ESPE Abstracts (2018) 89 P-P3-129

Obesity of Childhood and Ambulatory Glucose Monitorization

Ayça Törel Ergüra, Berrin Atmacab & Tuğçe Ataseven Emeksizb


aDepartment of Pediatric Endocrinology, Faculty of Medicine, Ufuk University, Ankara, Turkey; bDepartment of Pediatrics, Faculty of Medicine, Ufuk University, Ankara, Turkey


Introduction: Childhood obesity (CO) is an important risk factor for the development of many chronic metabolic diseases of the adult age, and one of the most important ones is glucose homeostasis. However, the parameters used to diagnose carbohydrate metabolism disorders in obese children are not always guiding early in detecting pathologies, and may be inadequate to predict the pathologies. For this reason new diagnostic methods are needed. For this purpose, in this study it was deemed suitable to investigate the importance of ambulatory glucose monitoring (AGM) in obese children to evaluate metabolic complications of the glucose homeostasis system in early stages.

Material and methods: After detailed history, anthropometric evaluation and physical examination in seven obese children (according to BMI and BMIpercentile for age and sex) who applied to our pediatric endocrine polyclinic, biochemical and hormonal panels were searched.
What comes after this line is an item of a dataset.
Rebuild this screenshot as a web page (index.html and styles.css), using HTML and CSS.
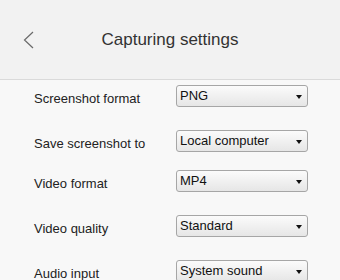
FILE: index.html
```html
<!doctype html>
<html lang="en">
  <head>
    <meta charset="utf-8" />
    <meta name="viewport" content="width=device-width, initial-scale=1" />
    <title>Capturing settings</title>
    <link rel="stylesheet" href="styles.css">
  </head>
  <body>
    <header class="topbar">
      <button class="back" type="button" aria-label="Back">
        <svg width="11" height="18" viewBox="0 0 11 18">
          <polyline points="10,1 1.5,9 10,17" fill="none" stroke="#6a6a6a" stroke-width="1.2" />
        </svg>
      </button>
      <h1>Capturing settings</h1>
    </header>

    <main class="settings">
      <div class="row">
        <label for="shot-format">Screenshot format</label>
        <div class="select">
          <select id="shot-format">
            <option>PNG</option>
            <option>JPG</option>
          </select>
        </div>
      </div>
      <div class="row row--tight">
        <label for="shot-dest">Save screenshot to</label>
        <div class="select">
          <select id="shot-dest">
            <option>Local computer</option>
            <option>Clipboard</option>
          </select>
        </div>
      </div>
      <div class="row">
        <label for="video-format">Video format</label>
        <div class="select">
          <select id="video-format">
            <option>MP4</option>
            <option>WebM</option>
          </select>
        </div>
      </div>
      <div class="row">
        <label for="video-quality">Video quality</label>
        <div class="select">
          <select id="video-quality">
            <option>Standard</option>
            <option>High</option>
          </select>
        </div>
      </div>
      <div class="row">
        <label for="audio-input">Audio input</label>
        <div class="select">
          <select id="audio-input">
            <option>System sound</option>
            <option>Microphone</option>
            <option>None</option>
          </select>
        </div>
      </div>
    </main>
  </body>
</html>
```

FILE: styles.css
```css
body {
  margin: 0;
  background: #f8f8f8;
  color: #222;
  font-family: "Liberation Sans", Arial, sans-serif;
}
.topbar {
  display: grid;
  grid-template-columns: 1fr auto 1fr;
  align-items: center;
  height: 79px;
  background: #f2f2f2;
  border-bottom: 1px solid #dadada;
  h1 {
    margin: 0;
    font-size: 17px;
    font-weight: normal;
    color: #333;
  }
}
.back {
  justify-self: start;
  display: flex;
  margin-left: 23px;
  padding: 0;
  border: none;
  background: none;
  cursor: pointer;
}
.settings {
  display: flex;
  flex-direction: column;
  gap: 23px;
  padding: 5px 0 0 34px;
}
.row {
  display: flex;
  height: 22px;
  label {
    width: 142px;
    padding-top: 7px;
    font-size: 13px;
    line-height: 14px;
  }
}
.row--tight {
  margin-bottom: -5px;
}
.select {
  position: relative;
  width: 132px;
  select {
    appearance: none;
    width: 100%;
    height: 22px;
    margin: 0;
    padding: 0 0 2px 3px;
    border: 1px solid #a6a6a6;
    border-radius: 3px;
    background: linear-gradient(#fbfbfb, #e6e6e6);
    font-family: "Liberation Sans", Arial, sans-serif;
    font-size: 13px;
    color: #111;
  }
}
.select::after {
  content: "";
  position: absolute;
  right: 6px;
  top: 10px;
  border-left: 3.5px solid transparent;
  border-right: 3.5px solid transparent;
  border-top: 4px solid #111;
  pointer-events: none;
}
```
First of all, ambulatory glucose monitoring (AGM) was applied to all cases and measurements were taken seven times a day for 14 days. Diet and exercise treatment were not performed during these measurements. Especially we wanted them to go on their daily life and habits during this period. Other conventional diagnostic methods (basal and postprandial blood glucose level, HOMA-IR, OGTT, HbAlc) were used to determine glucose homeostasis after 14 days of measurement. Measurements were determined as morning hunger, first and second hours after breakfast, before lunch and dinner, after 1 and 2 hours after meals, and at 0300 in the morning. Measurements of blood glucose level below 70 mg/dl were assessed as hypoglycemia, values above 180 mg/dl were assessed as hyperglycemia.

Results: Although conventional parameters of glucose homeostasis were normal levels of all cases, AGM records showed that fasting glucose intolerance in 4 cases and postprandial glucose intolerance in one case. In the other hand 29 hypoglycemic attacs were recorded during AGM data.
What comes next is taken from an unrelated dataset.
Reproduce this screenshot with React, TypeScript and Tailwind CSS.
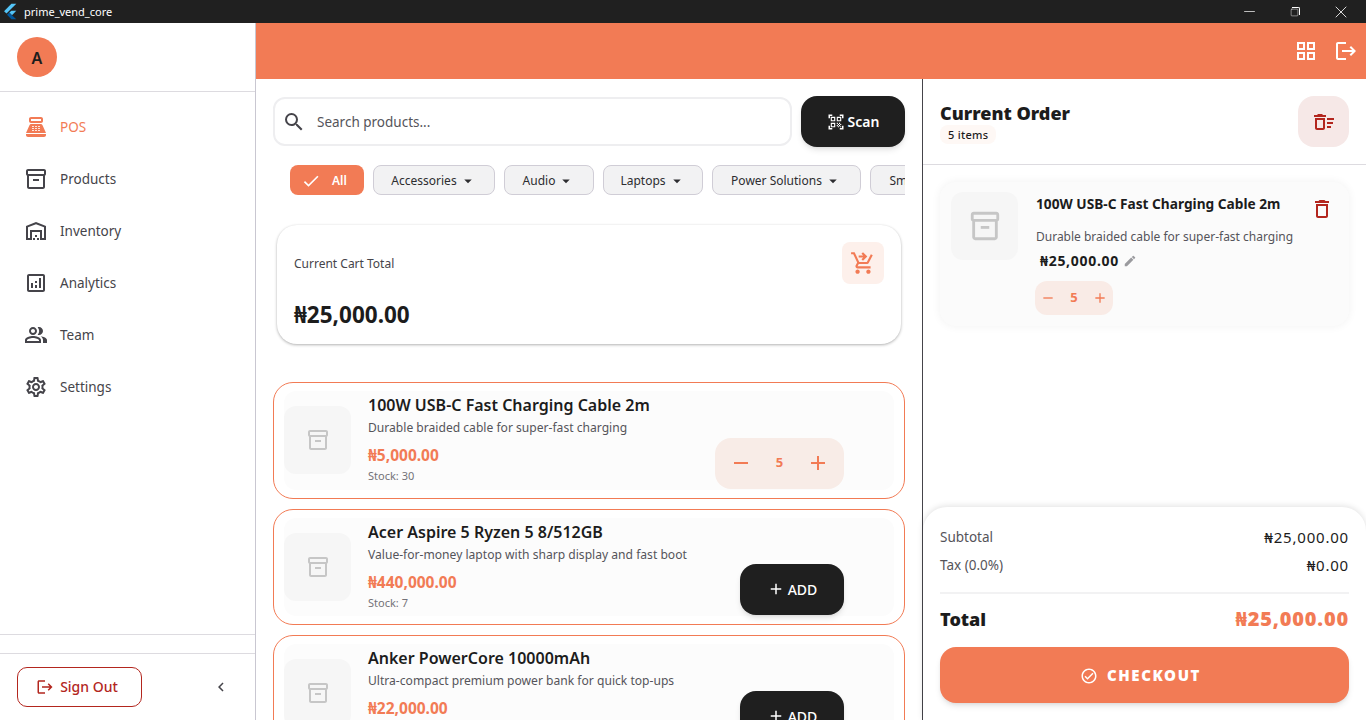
import type { ReactNode } from "react";
import { Minus, Square, X } from "lucide-react";
import {
  MdAdd,
  MdArrowDropDown,
  MdCheck,
  MdChevronLeft,
  MdEdit,
  MdLogout,
  MdOutlineAnalytics,
  MdOutlineCheckCircle,
  MdOutlineDelete,
  MdOutlineDeleteSweep,
  MdOutlineGridView,
  MdOutlineInventory2,
  MdOutlinePeopleAlt,
  MdOutlineSettings,
  MdOutlineShoppingCartCheckout,
  MdOutlineWarehouse,
  MdPointOfSale,
  MdQrCodeScanner,
  MdRemove,
  MdSearch,
} from "react-icons/md";

const NAV = [
  { label: "POS", icon: MdPointOfSale, active: true },
  { label: "Products", icon: MdOutlineInventory2 },
  { label: "Inventory", icon: MdOutlineWarehouse },
  { label: "Analytics", icon: MdOutlineAnalytics },
  { label: "Team", icon: MdOutlinePeopleAlt },
  { label: "Settings", icon: MdOutlineSettings },
];

const CHIPS = [
  { label: "Accessories", width: "w-[122px]" },
  { label: "Audio", width: "w-[90px]" },
  { label: "Laptops", width: "w-[100px]" },
  { label: "Power Solutions", width: "w-[149px]" },
  { label: "Smart Home", width: "w-[130px]" },
];

const PRODUCTS = [
  {
    name: "100W USB-C Fast Charging Cable 2m",
    description: "Durable braided cable for super-fast charging",
    price: "₦5,000.00",
    stock: 30,
    qty: 5,
  },
  {
    name: "Acer Aspire 5 Ryzen 5 8/512GB",
    description: "Value-for-money laptop with sharp display and fast boot",
    price: "₦440,000.00",
    stock: 7,
  },
  {
    name: "Anker PowerCore 10000mAh",
    description: "Ultra-compact premium power bank for quick top-ups",
    price: "₦22,000.00",
    stock: 18,
  },
];

function TitleBar() {
  return (
    <div className="flex h-[23px] shrink-0 items-center bg-[#202020] text-white">
      <svg viewBox="0 0 20 24" className="ml-[3px] h-[17px] w-[14px]">
        <path d="M12 1h7L5 15l-3.5-3.5z" fill="#54c5f8" />
        <path d="M12 11h7l-6.2 6.2L9 13.5z" fill="#54c5f8" />
        <path d="M9 13.5l3.8 3.7L19 23h-7l-6.3-6.2z" fill="#01579b" />
      </svg>
      <span className="ml-[7px] text-[11px] leading-none">prime_vend_core</span>
      <div className="mr-[2px] ml-auto flex items-center">
        <div className="flex w-[45px] justify-center">
          <Minus size={17} strokeWidth={1} />
        </div>
        <div className="flex w-[45px] justify-center">
          <div className="relative h-[10px] w-[10px]">
            <Square size={9} strokeWidth={1.2} className="absolute bottom-0 left-0" />
            <div className="absolute top-0 right-0 h-[8px] w-[8px] rounded-tr-[2px] border-t border-r border-white" />
          </div>
        </div>
        <div className="flex w-[47px] justify-center">
          <X size={20} strokeWidth={1} />
        </div>
      </div>
    </div>
  );
}

function Sidebar() {
  return (
    <aside className="flex w-[256px] shrink-0 flex-col border-r border-[#c9c7d1] bg-white">
      <div className="flex h-[69px] shrink-0 items-start border-b border-[#dddbe0] px-[17px] pt-[14px]">
        <div className="flex h-[40px] w-[40px] items-center justify-center rounded-full bg-[#f27b55] pt-[2px] text-base font-semibold text-[#1c1c1c]">
          A
        </div>
      </div>
      <nav className="flex flex-1 flex-col pt-[9px]">
        {NAV.map((item) => {
          const Icon = item.icon;
          return (
            <div
              key={item.label}
              className={`flex h-[52px] items-center gap-[12px] pl-[24px] text-[13.5px] ${
                item.active ? "text-[#f27b55]" : "text-[#45444a]"
              }`}
            >
              <Icon size={24} />
              <span>{item.label}</span>
            </div>
          );
        })}
      </nav>
      <div className="h-[20px] shrink-0 border-y border-[#dddbe0]" />
      <div className="flex h-[66px] shrink-0 items-start px-[17px] pt-[13px]">
        <button className="flex h-[40px] w-[125px] items-center justify-center gap-[6px] rounded-[10px] border border-[#b3261e] pr-[5px] text-sm font-medium text-[#b3261e]">
          <MdLogout size={18} />
          Sign Out
        </button>
        <MdChevronLeft size={18} className="mt-[11px] ml-[70px] text-[#45444a]" />
      </div>
    </aside>
  );
}

function ProductThumb({ iconSize }: { iconSize: number }) {
  return (
    <div className="flex h-[68px] w-[67px] shrink-0 items-center justify-center rounded-[12px] bg-[#f6f6f6] text-[#c6c6c6]">
      <MdOutlineInventory2 size={iconSize} />
    </div>
  );
}

function Chip({ children, width }: { children: ReactNode; width: string }) {
  return (
    <div
      className={`flex h-[30px] shrink-0 items-center justify-center gap-[2px] rounded-[8px] border-[1.5px] border-[#d0cdd6] bg-[#f2f2f3] pt-[1px] text-xs text-[#2d2d30] ${width}`}
    >
      {children}
      <MdArrowDropDown size={18} />
    </div>
  );
}

function ProductCard({ product }: { product: (typeof PRODUCTS)[number] }) {
  return (
    <div className="h-[116.5px] shrink-0 rounded-[20px] border border-[#f27b55] bg-white px-[10px] py-[8px]">
      <div className="flex h-full rounded-[12px] bg-[#fcfcfc]">
        <div className="self-center">
          <ProductThumb iconSize={24} />
        </div>
        <div className="ml-[17px] flex flex-col">
          <div className="mt-[2px] text-base leading-[24px] font-semibold text-[#1c1c1c]">{product.name}</div>
          <div className="mt-[2px] text-[12.1px] leading-[18px] text-[#55545a]">{product.description}</div>
          <div className="mt-[8px] text-[15.5px] leading-[20px] font-bold text-[#f27b55]">{product.price}</div>
          <div className="mt-[3px] text-[11px] leading-[16px] text-[#737278]">Stock: {product.stock}</div>
        </div>
        <div className="mr-[50px] ml-auto self-end">
          {product.qty ? (
            <div className="mb-[1px] flex h-[51px] w-[129px] items-center justify-between rounded-[16px] bg-[#f8ece7] px-[14px] text-[#f27b55]">
              <MdRemove size={24} />
              <span className="text-[13px] font-bold">{product.qty}</span>
              <MdAdd size={24} />
            </div>
          ) : (
            <button className="mb-[1px] flex h-[51px] w-[104px] items-center justify-center gap-[3px] rounded-[16px] bg-[#1f1f1f] pt-[1px] text-sm font-medium text-white shadow-md">
              <MdAdd size={18} className="mb-[2px]" />
              ADD
            </button>
          )}
        </div>
      </div>
    </div>
  );
}

function CatalogPanel() {
  return (
    <section className="flex w-[667px] shrink-0 flex-col overflow-hidden border-r border-[#45444a] bg-white pt-[17px] pr-[17px] pl-[17px]">
      <div className="flex h-[51px] shrink-0 items-center gap-[9px]">
        <div className="flex h-[49px] flex-1 items-center rounded-[12px] border-2 border-[#eeeef0] pl-[7px] text-[13.5px] text-[#55545a]">
          <MdSearch size={24} className="text-[#45444a]" />
          <span className="mt-[2px] ml-[11px]">Search products...</span>
        </div>
        <button className="flex h-[51px] w-[104px] items-center justify-center gap-[3px] rounded-[16px] bg-[#1f1f1f] text-sm font-semibold text-white shadow-md">
          <MdQrCodeScanner size={18} />
          Scan
        </button>
      </div>
      <div className="mt-[18px] flex h-[30px] shrink-0 gap-[9px] overflow-hidden pl-[17px]">
        <div className="flex h-[30px] w-[74px] shrink-0 items-center rounded-[8px] bg-[#f27b55] pt-[1px] pl-[11px] text-xs font-semibold text-white">
          <MdCheck size={20} />
          <span className="ml-[11px]">All</span>
        </div>
        {CHIPS.map((chip) => (
          <Chip key={chip.label} width={chip.width}>
            {chip.label}
          </Chip>
        ))}
      </div>
      <div className="mx-[4px] mt-[30px] flex h-[119px] shrink-0 justify-between rounded-[20px] bg-white p-[17px] shadow-[0_1px_3px_rgba(0,0,0,0.3),0_0_2px_rgba(0,0,0,0.03)]">
        <div>
          <div className="mt-[13px] text-xs leading-[18px] text-[#45444a]">Current Cart Total</div>
          <div className="mt-[26px] text-[22.5px] leading-[32px] font-bold text-[#1c1c1c]">₦25,000.00</div>
        </div>
        <div className="flex h-[42px] w-[42px] items-center justify-center rounded-[8px] bg-[#fdf0eb] text-[#f27b55]">
          <MdOutlineShoppingCartCheckout size={26} />
        </div>
      </div>
      <div className="mt-[38px] flex flex-col gap-[10px]">
        {PRODUCTS.map((product) => (
          <ProductCard key={product.name} product={product} />
        ))}
      </div>
    </section>
  );
}

function SummaryRow({ label, value }: { label: string; value: string }) {
  return (
    <div className="flex h-[28px] items-center justify-between">
      <span className="text-[13.5px] text-[#55545a]">{label}</span>
      <span className="text-[15px] tracking-[0.8px] text-[#1c1c1c]">{value}</span>
    </div>
  );
}

function OrderPanel() {
  return (
    <section className="flex min-w-0 flex-1 flex-col bg-white">
      <div className="flex h-[86px] shrink-0 items-center justify-between border-b border-[#dddbe0] px-[17px]">
        <div>
          <div className="mt-[1px] text-lg leading-[26px] font-black text-[#1c1c1c]">Current Order</div>
          <div className="mt-[-1px] w-fit rounded-[8px] bg-[#fef8f5] px-[8px] text-[11px] leading-[19px] font-medium tracking-wide text-[#1c1c1c]">
            5 items
          </div>
        </div>
        <div className="flex h-[51px] w-[51px] items-center justify-center rounded-[16px] bg-[#f6e8e7] text-[#b3261e]">
          <MdOutlineDeleteSweep size={24} />
        </div>
      </div>
      <div className="min-h-0 flex-1 px-[17px] pt-[17px]">
        <div className="flex h-[144px] rounded-[16px] bg-[#fbfbfb] py-[10px] pr-[16px] pl-[11px] shadow-[0_0_10px_rgba(0,0,0,0.06)]">
          <ProductThumb iconSize={34} />
          <div className="ml-[18px] min-w-0 flex-1">
            <div className="flex items-start justify-between">
              <div className="mt-[1px] text-[13.7px] leading-[22px] font-bold text-[#1c1c1c]">
                100W USB-C Fast Charging Cable 2m
              </div>
              <MdOutlineDelete size={24} className="mt-[5px] mr-[-1px] shrink-0 text-[#b3261e]" />
            </div>
            <div className="mt-[7px] text-xs leading-[18px] text-[#55545a]">
              Durable braided cable for super-fast charging
            </div>
            <div className="mt-[5px] flex items-center gap-[4px] pl-[4px] text-sm leading-[20px] font-bold tracking-[0.7px] text-[#1c1c1c]">
              ₦25,000.00
              <MdEdit size={14} className="text-[#9a9a9e]" />
            </div>
            <div className="mt-[10px] ml-[-1px] flex h-[34px] w-[78px] items-center justify-between rounded-[12px] bg-[#f9ebe6] px-[5px] text-[#f27b55]">
              <MdRemove size={16} />
              <span className="text-[13px] font-bold">5</span>
              <MdAdd size={16} />
            </div>
          </div>
        </div>
      </div>
      <div className="h-[213px] shrink-0 rounded-t-[24px] bg-white px-[17px] pt-[16px] shadow-[0_-1px_6px_rgba(0,0,0,0.12)]">
        <SummaryRow label="Subtotal" value="₦25,000.00" />
        <SummaryRow label="Tax (0.0%)" value="₦0.00" />
        <div className="mt-[13px] h-[2px] bg-[#f2f2f3]" />
        <div className="mt-[10px] flex h-[30px] items-center justify-between">
          <span className="text-lg font-black text-[#1c1c1c]">Total</span>
          <span className="text-xl font-black tracking-[0.8px] text-[#f27b55]">₦25,000.00</span>
        </div>
        <button className="mt-[13px] flex h-[56px] w-full items-center justify-center gap-[9px] rounded-[16px] bg-[#f27b55] pt-[1px] pr-[8px] text-[15px] font-black tracking-[1.6px] text-white shadow-md">
          <MdOutlineCheckCircle size={18} />
          CHECKOUT
        </button>
      </div>
    </section>
  );
}

export default function App() {
  return (
    <div className="flex h-screen w-screen flex-col overflow-hidden bg-white font-['Noto_Sans',sans-serif]">
      <TitleBar />
      <div className="flex min-h-0 flex-1">
        <Sidebar />
        <div className="flex min-w-0 flex-1 flex-col">
          <header className="flex h-[56px] shrink-0 items-center justify-end gap-[16px] bg-[#f27b55] pr-[8px] text-white">
            <MdOutlineGridView size={24} />
            <MdLogout size={24} />
          </header>
          <div className="flex min-h-0 flex-1">
            <CatalogPanel />
            <OrderPanel />
          </div>
        </div>
      </div>
    </div>
  );
}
Discussion: As a result; basal and OGTT glucose levels, insulin, HbA1c and HOMA IR index in obese children may not always provide healthy information. Particularly, hypoglycemia will affect all basal values, especially HbA1c. AGM is highly valuable in this group of patients in terms of ensuring a long follow-up of fourteen days in obese cases with this study protocol, assessment of blood glucose fluctuations (hypo-hyperglycaemia) and individual regulation of feeding through demonstration of relationships with nutrition. Another important point, this study may guide physicians to determine if medical treatment is necessary for the cases.